Reference no: EM133272957
1.Crystal receives $1,600 from an investment at the beginning of every month for 3 years and 3 months at 5.00% compounded quarterly.
a. What type of annuity is this?
Ordinary simple annuity
Ordinary general annuity
Simple annuity due
General annuity due
b. How many payments are there in this annuity?
2. How much should Timothy have in a savings account that is earning 2.50% compounded quarterly, if she plans to withdraw $1,500 from this account at the end of every quarter for 7 years?
3. Benjamin saved $200 at the end of every month for 3 years in her bank account that earned 5.40% compounded monthly.
a. What is the accumulated value of her savings at the end of the period?
$7,562.99
$7,797.02
$ 96,451.88
$ 597.02
b. What is the interest earned over the period?
$397.02
$7,797.02
$797.02
$597.02
4. Calculate the amount of money Crystal had to deposit in an investment fund growing at an interest rate of 3.50% compounded annually, to provide her daughter with $12,000 at the end of every year, for 5 years, throughout undergraduate studies.
5. Abigail purchases a retirement annuity that will pay her $2,500 at the end of every six months for the first nine years and $300 at the end of every month for the next five years. The annuity earns interest at a rate of 4.7% compounded quarterly.

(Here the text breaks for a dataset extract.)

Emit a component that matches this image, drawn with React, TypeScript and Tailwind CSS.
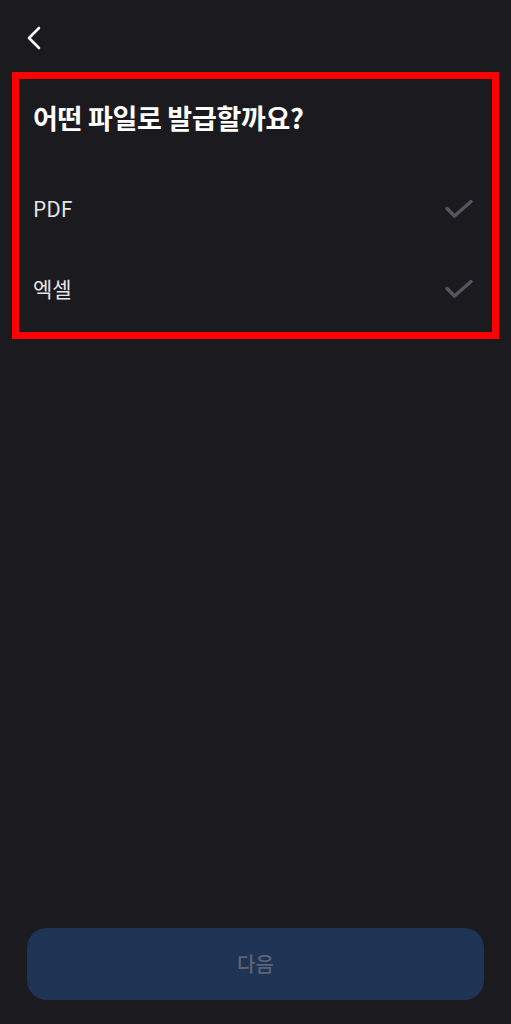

a. What was the purchase price of the annuity?
b. How much interest did Abigail receive from the annuity?
6. Bradley deposited $1,100 at the end of every month into an RRSP for 8 years. The interest rate earned was 5.50% compounded semi-annually for the first 2 years and changed to 5.75% compounded monthly for the next 6 years. What was the accumulated value of the RRSP at the end of 8 years?